In 2003, Peraino covered the American invasion of Iraq, where he was embedded with the U.S. Army's Third Infantry Division. He rode in a Bradley fighting vehicle from the first thrust across the Kuwaiti border to the division's arrival, under fire, at Saddam International Airport. His dispatches contributed to Newsweek's being honored with the most prestigious award in magazine journalism -- the 2004 National Magazine Award for General Excellence. He also filed regular reports from the front for National Public Radio.
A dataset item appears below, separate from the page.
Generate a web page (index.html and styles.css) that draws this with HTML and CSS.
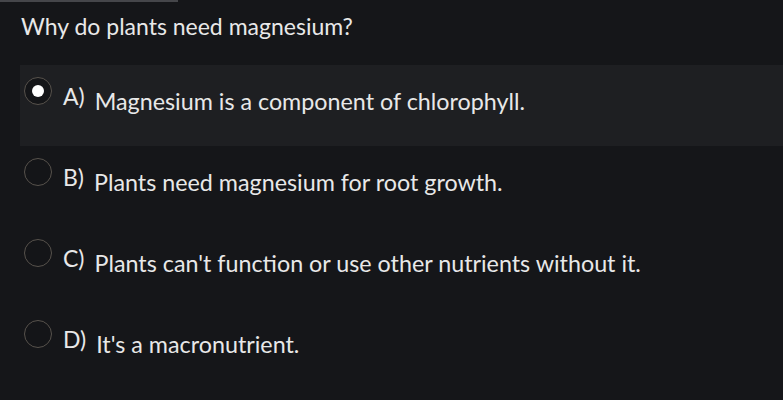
FILE: index.html
```html
<!DOCTYPE html>
<html>
<head>
<meta charset="utf-8">
<link rel="stylesheet" href="styles.css">
</head>
<body>
<div class="topline"></div>
<div class="quiz">
  <h1 class="question">Why do plants need magnesium?</h1>
  <div class="options">
    <div class="option selected">
      <span class="radio"><span class="dot"></span></span>
      <span class="label">A)</span>
      <span class="text">Magnesium is a component of chlorophyll.</span>
    </div>
    <div class="option">
      <span class="radio"></span>
      <span class="label">B)</span>
      <span class="text">Plants need magnesium for root growth.</span>
    </div>
    <div class="option">
      <span class="radio"></span>
      <span class="label">C)</span>
      <span class="text">Plants can't function or use other nutrients without it.</span>
    </div>
    <div class="option">
      <span class="radio"></span>
      <span class="label">D)</span>
      <span class="text">It's a macronutrient.</span>
    </div>
  </div>
</div>
</body>
</html>
```
FILE: styles.css
```css
html, body {
  margin: 0;
  padding: 0;
  background: #151619;
  height: 100%;
  overflow: hidden;
}
body {
  font-family: Lato, "Open Sans", sans-serif;
  color: #e6e6e6;
}
.topline {
  width: 178px;
  height: 2px;
  background: #45464a;
}
.quiz {
  padding-left: 20px;
}
.question {
  margin: 0;
  padding: 10px 0 0 1px;
  font-size: 23px;
  font-weight: 400;
  line-height: 28px;
  color: #e8e8e8;
}
.options {
  margin-top: 25px;
  display: flex;
  flex-direction: column;
}
.option {
  height: 81px;
  box-sizing: border-box;
  display: flex;
  align-items: flex-start;
  padding-left: 4px;
}
.option.selected {
  background: #1e1f22;
}
.radio {
  flex: none;
  width: 28px;
  height: 28px;
  margin-top: 12px;
  border: 1.5px solid #57524c;
  border-radius: 50%;
  box-sizing: border-box;
  display: flex;
  align-items: center;
  justify-content: center;
  background: #141518;
}
.dot {
  width: 12px;
  height: 12px;
  border-radius: 50%;
  background: #ffffff;
}
.label {
  font-size: 23px;
  line-height: 28px;
  margin-left: 11px;
  margin-top: 17px;
  color: #e8e8e8;
}
.text {
  font-size: 23.3px;
  line-height: 28px;
  margin-left: 10px;
  margin-top: 22px;
  color: #e8e8e8;
}
```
The following year, Peraino was a member of Newsweek's Campaign 2004 Special Project Team, based in Washington, D.C. In that position he followed the campaign of President George W. Bush, reporting for more than a year from behind the scenes for the special issue that Newsweek published two days after Election Day. The project won a 2005 National Magazine Award for Single-Topic Issue. It was later published as a book titled Election 2004: How Bush Won and What You Can Expect in the Future, by Public Affairs press. It became a national bestseller.
Peraino appears regularly as a guest commentator on television and radio programs to discuss his stories, including: CNN's "Larry King Live," NBC's "Today," MSNBC's "Hardball with Chris Matthews," MSNBC's "The News with Brian Williams," Fox News's "O'Reilly Factor," C-SPAN's "Washington Journal" and many others.
A 1998 graduate Northwestern University, Peraino has also written for the Wall Street Journal Europe, New York magazine and Hamptons magazine. He is a native of Ridgefield, Conn.